On page $17$ of these Lecture Notes (theorem on page 15, and section of question copied in image below), why is $H(E) = H(P_e)$? Specifically, $E = \{1 \text{ if } \hat X \neq X, \space 0 \text{ if } \hat X = X\}$ and $P_e = p(\hat X \neq X)$.
Shouldn't we have:
$H(E) = -p(\hat X \neq X) \log p(\hat X \neq X) - p(\hat X = X) \log p(\hat X = X)$
and
$H(P_e) = H(p(\hat X \neq X)) = \sum_{\hat x, x} p(\hat x, x) \log p(\hat x \neq x)$
What am I misunderstanding?

Let $P_e = p(\hat{X}\neq X)$, which is a number (not a probability distribution).
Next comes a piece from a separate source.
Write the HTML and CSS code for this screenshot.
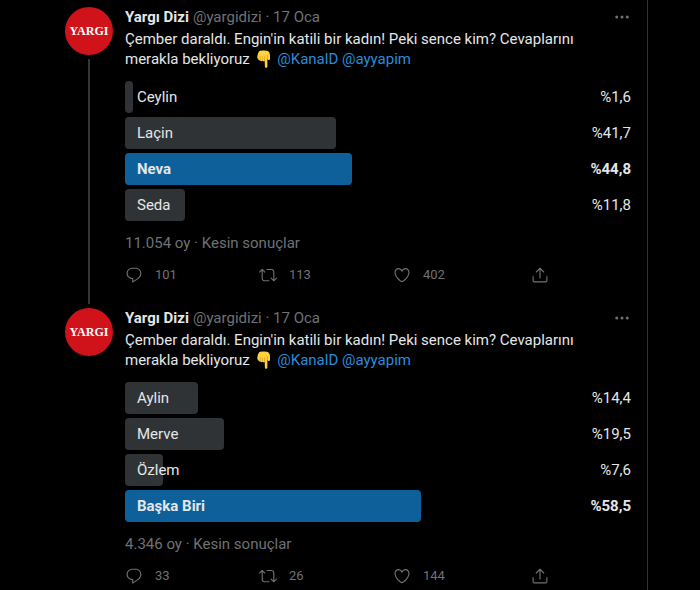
FILE: index.html
```html
<!DOCTYPE html>
<html lang="tr">
<head>
  <meta charset="UTF-8" />
  <meta name="viewport" content="width=device-width, initial-scale=1" />
  <title>Yargı Dizi</title>
  <link rel="stylesheet" href="styles.css">
</head>
<body>
  <!-- Shared icons -->
  <svg class="sprite" aria-hidden="true">
    <symbol id="reply" viewBox="0 0 24 24">
      <path d="M14.046 2.242l-4.148-.01h-.002c-4.374 0-7.8 3.427-7.8 7.802 0 4.098 3.186 7.206 7.465 7.37v3.828c0 .108.044.286.12.403.142.225.384.347.632.347.138 0 .277-.038.402-.118.264-.168 6.473-4.14 8.088-5.506 1.902-1.61 3.04-3.97 3.043-6.312v-.017c-.006-4.367-3.43-7.787-7.8-7.788zm3.787 12.972c-1.134.96-4.862 3.405-6.772 4.643V16.67c0-.414-.335-.75-.75-.75h-.396c-3.66 0-6.318-2.476-6.318-5.886 0-3.534 2.768-6.302 6.3-6.302l4.147.01h.002c3.532 0 6.3 2.766 6.302 6.296-.003 1.91-.942 3.844-2.514 5.176z"/>
    </symbol>
    <symbol id="retweet" viewBox="0 0 24 24">
      <path d="M23.77 15.67c-.292-.293-.767-.293-1.06 0l-2.22 2.22V7.65c0-2.068-1.683-3.75-3.75-3.75h-5.85c-.414 0-.75.336-.75.75s.336.75.75.75h5.85c1.24 0 2.25 1.01 2.25 2.25v10.24l-2.22-2.22c-.293-.293-.768-.293-1.06 0s-.294.768 0 1.06l3.5 3.5c.145.147.337.22.53.22s.383-.072.53-.22l3.5-3.5c.294-.292.294-.767 0-1.06zm-10.66 3.28H7.26c-1.24 0-2.25-1.01-2.25-2.25V6.46l2.22 2.22c.148.147.34.22.532.22s.384-.073.53-.22c.293-.293.293-.768 0-1.06l-3.5-3.5c-.293-.294-.768-.294-1.06 0l-3.5 3.5c-.294.292-.294.767 0 1.06s.767.293 1.06 0l2.22-2.22V16.7c0 2.068 1.683 3.75 3.75 3.75h5.85c.414 0 .75-.336.75-.75s-.337-.75-.75-.75z"/>
    </symbol>
    <symbol id="like" viewBox="0 0 24 24">
      <path d="M12 21.638h-.014C9.403 21.59 1.95 14.856 1.95 8.478c0-3.064 2.525-5.754 5.403-5.754 2.29 0 3.83 1.58 4.646 2.73.814-1.148 2.354-2.73 4.645-2.73 2.88 0 5.404 2.69 5.404 5.755 0 6.376-7.454 13.11-10.037 13.157H12zM7.354 4.225c-2.08 0-3.903 1.988-3.903 4.255 0 5.74 7.034 11.596 8.55 11.658 1.518-.062 8.55-5.917 8.55-11.658 0-2.267-1.823-4.255-3.903-4.255-2.528 0-3.94 2.936-3.952 2.965-.23.562-1.156.562-1.387 0-.014-.03-1.425-2.965-3.954-2.965z"/>
    </symbol>
    <symbol id="share" viewBox="0 0 24 24">
      <path d="M12 16V3M7 8l5-5 5 5M2.8 14v5.6c0 .9.7 1.6 1.6 1.6h15.2c.9 0 1.6-.7 1.6-1.6V14" fill="none" stroke="currentColor" stroke-width="1.5" stroke-linecap="round" stroke-linejoin="round"/>
    </symbol>
    <symbol id="more" viewBox="0 0 24 24">
      <circle cx="5" cy="12" r="2"/>
      <circle cx="12" cy="12" r="2"/>
      <circle cx="19" cy="12" r="2"/>
    </symbol>
    <symbol id="hand" viewBox="0 0 18 18">
      <path d="M4.500 1C6 .2 11 .2 12.800 1c1.400.8 2.200 2.600 2.200 4.500v3.200c0 1.300-1.600 1.600-2.100.7l-.5-1v8c0 1.700-2.400 1.700-2.500 0l-.2-5.700c-.5.800-1.700.8-2.200 0-.6.700-1.800.6-2.200-.3-1 .5-2-.2-2-1.300-.9-.3-1.200-1.200-1-2.200C2.600 4.500 3.200 2 4.500 1z" fill="#fdd23b"/>
      <path d="M9.600 6.800v4M7.400 7v3.500M5.200 6.500v3M12.400 8.400V5.500" fill="none" stroke="#d99a1c" stroke-width=".7" stroke-linecap="round"/>
    </symbol>
  </svg>

  <main class="timeline">
    <article class="tweet">
      <div class="side">
        <a class="avatar" href="#" aria-label="Yargı Dizi">YARGI</a>
        <div class="thread-line"></div>
      </div>
      <div class="content">
        <header class="tweet-header">
          <a class="name" href="#">Yargı Dizi</a>
          <span class="meta">@yargidizi · 17 Oca</span>
          <button class="more-btn" type="button" aria-label="Daha fazla"><svg class="icon"><use href="#more"/></svg></button>
        </header>
        <p class="text">Çember daraldı. Engin'in katili bir kadın! Peki sence kim? Cevaplarını merakla bekliyoruz <svg class="emoji" aria-hidden="true"><use href="#hand"/></svg> <a href="#">@KanalD</a> <a href="#">@ayyapim</a></p>
        <ul class="poll">
          <li class="option"><span class="bar" style="width: 1.6%"></span><span class="label">Ceylin</span><span class="percent">%1,6</span></li>
          <li class="option"><span class="bar" style="width: 41.7%"></span><span class="label">Laçin</span><span class="percent">%41,7</span></li>
          <li class="option winner"><span class="bar" style="width: 44.8%"></span><span class="label">Neva</span><span class="percent">%44,8</span></li>
          <li class="option"><span class="bar" style="width: 11.8%"></span><span class="label">Seda</span><span class="percent">%11,8</span></li>
        </ul>
        <div class="votes">11.054 oy · Kesin sonuçlar</div>
        <div class="actions">
          <button class="action" type="button" aria-label="Yanıtla"><svg class="icon"><use href="#reply"/></svg><span>101</span></button>
          <button class="action" type="button" aria-label="Retweetle"><svg class="icon"><use href="#retweet"/></svg><span>113</span></button>
          <button class="action" type="button" aria-label="Beğen"><svg class="icon"><use href="#like"/></svg><span>402</span></button>
          <button class="action share" type="button" aria-label="Paylaş"><svg class="icon"><use href="#share"/></svg></button>
        </div>
      </div>
    </article>

    <article class="tweet">
      <div class="side">
        <a class="avatar" href="#" aria-label="Yargı Dizi">YARGI</a>
      </div>
      <div class="content">
        <header class="tweet-header">
          <a class="name" href="#">Yargı Dizi</a>
          <span class="meta">@yargidizi · 17 Oca</span>
          <button class="more-btn" type="button" aria-label="Daha fazla"><svg class="icon"><use href="#more"/></svg></button>
        </header>
        <p class="text">Çember daraldı. Engin'in katili bir kadın! Peki sence kim? Cevaplarını merakla bekliyoruz <svg class="emoji" aria-hidden="true"><use href="#hand"/></svg> <a href="#">@KanalD</a> <a href="#">@ayyapim</a></p>
        <ul class="poll">
          <li class="option"><span class="bar" style="width: 14.4%"></span><span class="label">Aylin</span><span class="percent">%14,4</span></li>
          <li class="option"><span class="bar" style="width: 19.5%"></span><span class="label">Merve</span><span class="percent">%19,5</span></li>
          <li class="option"><span class="bar" style="width: 7.6%"></span><span class="label">Özlem</span><span class="percent">%7,6</span></li>
          <li class="option winner"><span class="bar" style="width: 58.5%"></span><span class="label">Başka Biri</span><span class="percent">%58,5</span></li>
        </ul>
        <div class="votes">4.346 oy · Kesin sonuçlar</div>
        <div class="actions">
          <button class="action" type="button" aria-label="Yanıtla"><svg class="icon"><use href="#reply"/></svg><span>33</span></button>
          <button class="action" type="button" aria-label="Retweetle"><svg class="icon"><use href="#retweet"/></svg><span>26</span></button>
          <button class="action" type="button" aria-label="Beğen"><svg class="icon"><use href="#like"/></svg><span>144</span></button>
          <button class="action share" type="button" aria-label="Paylaş"><svg class="icon"><use href="#share"/></svg></button>
        </div>
      </div>
    </article>
  </main>
</body>
</html>
```

FILE: styles.css
```css
* {
  box-sizing: border-box;
}
body {
  margin: 0;
  background: #000;
  color: #e4e6e7;
  font-family: Roboto, "Liberation Sans", sans-serif;
  font-size: 15px;
  line-height: 20px;
}
a {
  color: #2b8bdb;
  text-decoration: none;
}
button {
  padding: 0;
  border: none;
  background: none;
  color: inherit;
  font: inherit;
  cursor: pointer;
}
.sprite {
  display: none;
}
.timeline {
  margin-right: 52px;
  padding: 3px 16px 0 65px;
  border-right: 1px solid #2f3336;
}
.tweet {
  display: flex;
  gap: 12px;
  padding-top: 4px;
}
.side {
  display: flex;
  flex-direction: column;
  align-items: center;
  gap: 4px;
}
.avatar {
  display: flex;
  align-items: center;
  justify-content: center;
  width: 48px;
  height: 48px;
  border-radius: 50%;
  background: #d0131b;
  color: #fff;
  font-family: "Liberation Serif", serif;
  font-size: 12px;
  font-weight: 700;
}
.thread-line {
  flex: 1;
  width: 2px;
  background: #333639;
}
.content {
  flex: 1;
  min-width: 0;
  padding-bottom: 19px;
}
.tweet-header {
  display: flex;
  align-items: center;
  gap: 4px;
}
.name {
  color: #e4e6e7;
  font-weight: 700;
}
.meta,
.votes,
.actions,
.more-btn {
  color: #6e7276;
}
.more-btn {
  display: flex;
  margin-left: auto;
}
.icon {
  width: 18px;
  height: 18px;
  fill: currentColor;
}
.text {
  margin: 2px 0 12px;
  padding-right: 16px;
}
.emoji {
  width: 18px;
  height: 18px;
  margin: 0 1px;
  vertical-align: -4px;
}
.poll {
  display: flex;
  flex-direction: column;
  gap: 4px;
  margin: 0;
  padding: 0;
  list-style: none;
}
.option {
  display: grid;
  grid-template-columns: 1fr auto;
  align-items: center;
  height: 32px;
}
.bar {
  grid-area: 1 / 1 / 2 / 3;
  height: 100%;
  border-radius: 4px;
  background: #303336;
}
.label {
  grid-area: 1 / 1;
  padding-left: 12px;
}
.percent {
  grid-area: 1 / 2;
}
.winner {
  font-weight: 700;
}
.winner .bar {
  background: #0d6099;
}
.votes {
  margin-top: 12px;
}
.actions {
  display: grid;
  grid-template-columns: repeat(3, minmax(0, 134px)) auto;
  margin-top: 12px;
  font-size: 13px;
}
.action {
  display: flex;
  align-items: center;
  gap: 12px;
  height: 20px;
}
.share {
  padding-left: 4px;
}
```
By a slight abuse of notation, for $p\in[0,1]$ the entropy $H(p)$ is the binary entropy function, which is the entropy of the Bernoulli r.v. with parameter $p$: $$ H(p) = -p \log p - (1-p)\log(1-p) $$ see lecture 2, p.8 for confirmation. (I personally hate this notation, and would encourage you to use $h(p)$ for the bianry entropy, since it's a function $h\colon[0,1]\to\mathbb{R}$, not taking an r.v. or probability distribution as argument.)
So here, indeed, $$\begin{align} H(P_e) &= -P_e\log P_e - (1-P_e)\log(1-P_e)\\ &= -p(\hat{X}\neq X)\log p(\hat{X}\neq X) - p(\hat{X}= X)\log p(\hat{X}= X)\\ &= H(E) \end{align}$$